On-line version ISSN 2411-9717
Print version ISSN 2225-6253

Abstract

MINNITT, R.C.A.. Poor sampling, grade distribution, and financial outcomes. J. S. Afr. Inst. Min. Metall. [online]. 2017, vol.117, n.2, pp.109-117. ISSN 2411-9717.  http://dx.doi.org/10.17159/2411-9717/2017/v117n2a2.

This study examines the problems faced by open pit mine superintendents who make choices about how to direct their materials, either to the waste dump or to the mill. The paper explores the effects of introducing a 10% sampling error and a 0.9-times to 1.1-times sampling bias on positively skewed distributions for precious and base metals, negatively skewed distributions in the case of bulk commodities, and normal distributions as is the case for coal deposits. Parent distributions for each commodity were created on a 25 x 25 m grid using transformations of gold, iron ore, and coal data-sets, spatially based on a nonconditional Gaussian simulation. Ordinary kriging of grades for the three commodities into a 10 x 10 m grid provided the reference case against which the distributions with the sampling error and sampling bias for the commodities were compared. Imposing cut-off grades on the actual- versus-estimated scatterplots of the three commodities allowed the distributions to be classified into components of waste, dilution, ore, and lost ore.
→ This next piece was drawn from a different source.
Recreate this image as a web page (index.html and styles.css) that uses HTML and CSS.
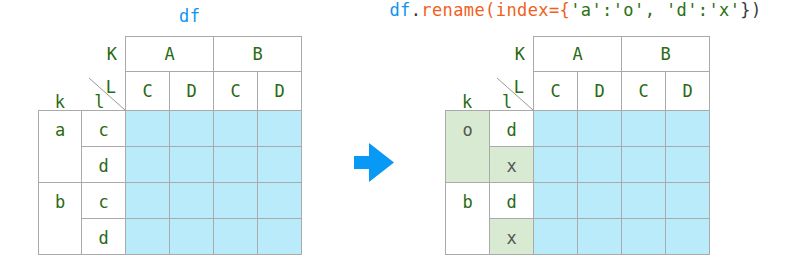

Ordinary kriging of values for each deposit type acted as the reference data-set against which the effects and influence of 10% sampling error and 0.9-times to 1.1-times sampling bias are measured in each deposit type. Indications are that the influence of error and bias is not as significant in gold deposits as it is in iron ore and coal deposits, where the introduction of small amounts of error and bias can severely affect the deposit value.

Keywords : sampling error; sampling bias; grade distribution; skewness.